DATASET SECTION.
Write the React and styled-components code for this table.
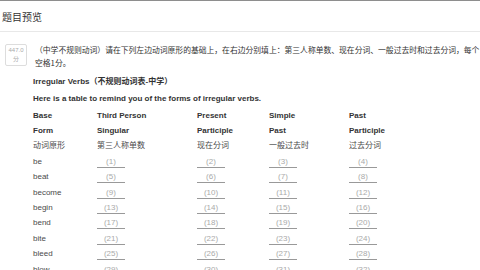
import React from 'react'
import styled, { createGlobalStyle } from 'styled-components'

const GlobalStyle = createGlobalStyle`
  html, body {
    margin: 0;
    padding: 0;
    background: #fff;
    overflow: hidden;
  }
  body {
    font-family: "Liberation Sans", "Noto Sans CJK SC", sans-serif;
    color: #333;
  }
`

const Modal = styled.div({
    width: '480px',
    height: '270px',
    borderTop: '1px solid #8e8e8e',
    boxSizing: 'border-box',
    overflow: 'hidden'
})

const Header = styled.div({
    height: '30px',
    display: 'flex',
    alignItems: 'center',
    padding: '0 2px',
    borderBottom: '1px solid #e8e8e8'
})

const Title = styled.h3({
    margin: 0,
    fontSize: '10px',
    fontWeight: 'normal',
    color: '#333',
    fontFamily: '"Noto Sans CJK SC", sans-serif'
})

const Body = styled.div({
    display: 'flex',
    alignItems: 'flex-start',
    padding: '11px 0 0 5px',
    gap: '8px'
})

const Score = styled.div({
    width: '20px',
    height: '20px',
    border: '1px solid #ddd',
    borderRadius: '2px',
    display: 'flex',
    flexDirection: 'column',
    alignItems: 'center',
    justifyContent: 'center',
    fontSize: '6px',
    lineHeight: '9px',
    color: '#aaa',
    flexShrink: 0,
    marginTop: '1px'
})

const Content = styled.div({
    width: '452px',
    flexShrink: 0
})

const Intro = styled.p({
    margin: 0,
    fontSize: '7.8px',
    lineHeight: '13px',
    color: '#333',
    fontFamily: '"Noto Sans CJK SC", sans-serif'
})

const Heading = styled.p({
    margin: props => props.top,
    fontSize: '8px',
    lineHeight: '12px',
    fontWeight: 'bold',
    color: '#333',
    marginLeft: '-2px'
})

const Table = styled.div({
    display: 'grid',
    gridTemplateColumns: '64px 100px 72px 80px 80px',
    gridAutoRows: '15.4px',
    marginLeft: '-2px',
    marginTop: '3px',
    alignItems: 'center'
})

const Cell = styled.div({
    fontSize: '8px',
    lineHeight: '12px',
    fontWeight: props => (props.bold ? 'bold' : 'normal'),
    color: props => (props.bold ? '#333' : '#4a4a4a'),
    whiteSpace: 'nowrap'
})

const Blank = styled.span({
    display: 'inline-block',
    width: '28px',
    textAlign: 'center',
    borderBottom: '1px solid #999',
    color: '#aaa',
    fontSize: '8px',
    lineHeight: '10px'
})

const headRows = [
    ['Base', 'Third Person', 'Present', 'Simple', 'Past'],
    ['Form', 'Singular', 'Participle', 'Past', 'Participle']
]

const cnRow = ['动词原形', '第三人称单数', '现在分词', '一般过去时', '过去分词']

const verbs = ['be', 'beat', 'become', 'begin', 'bend', 'bite', 'bleed', 'blow']

const App = () => {
    return (
        <>
            <GlobalStyle />
            <Modal>
                <Header>
                    <Title>题目预览</Title>
                </Header>
                <Body>
                    <Score>
                        <span>447.0</span>
                        <span>分</span>
                    </Score>
                    <Content>
                        <Intro>
                            （中学不规则动词）请在下列左边动词原形的基础上，在右边分别填上：第三人称单数、现在分词、一般过去时和过去分词，每个空格1分。
                        </Intro>
                        <Heading top="7px 0 0">Irregular Verbs（不规则动词表-中学）</Heading>
                        <Heading top="5px 0 0">Here is a table to remind you of the forms of irregular verbs.</Heading>
                        <Table>
                            {headRows.map(row =>
                                row.map((text, i) => <Cell bold key={text + i}>{text}</Cell>)
                            )}
                            {cnRow.map(text => <Cell key={text}>{text}</Cell>)}
                            {verbs.map((verb, r) => (
                                <React.Fragment key={verb}>
                                    <Cell>{verb}</Cell>
                                    {[1, 2, 3, 4].map(n => (
                                        <Cell key={n}>
                                            <Blank>({r * 4 + n})</Blank>
                                        </Cell>
                                    ))}
                                </React.Fragment>
                            ))}
                        </Table>
                    </Content>
                </Body>
            </Modal>
        </>
    )
}

export default App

EXERCISE BRIEF. Where a line contains "components", copy that line.

TASK RESPONSE.
Write the React and styled-components code for this table.
import styled, { createGlobalStyle } from 'styled-components'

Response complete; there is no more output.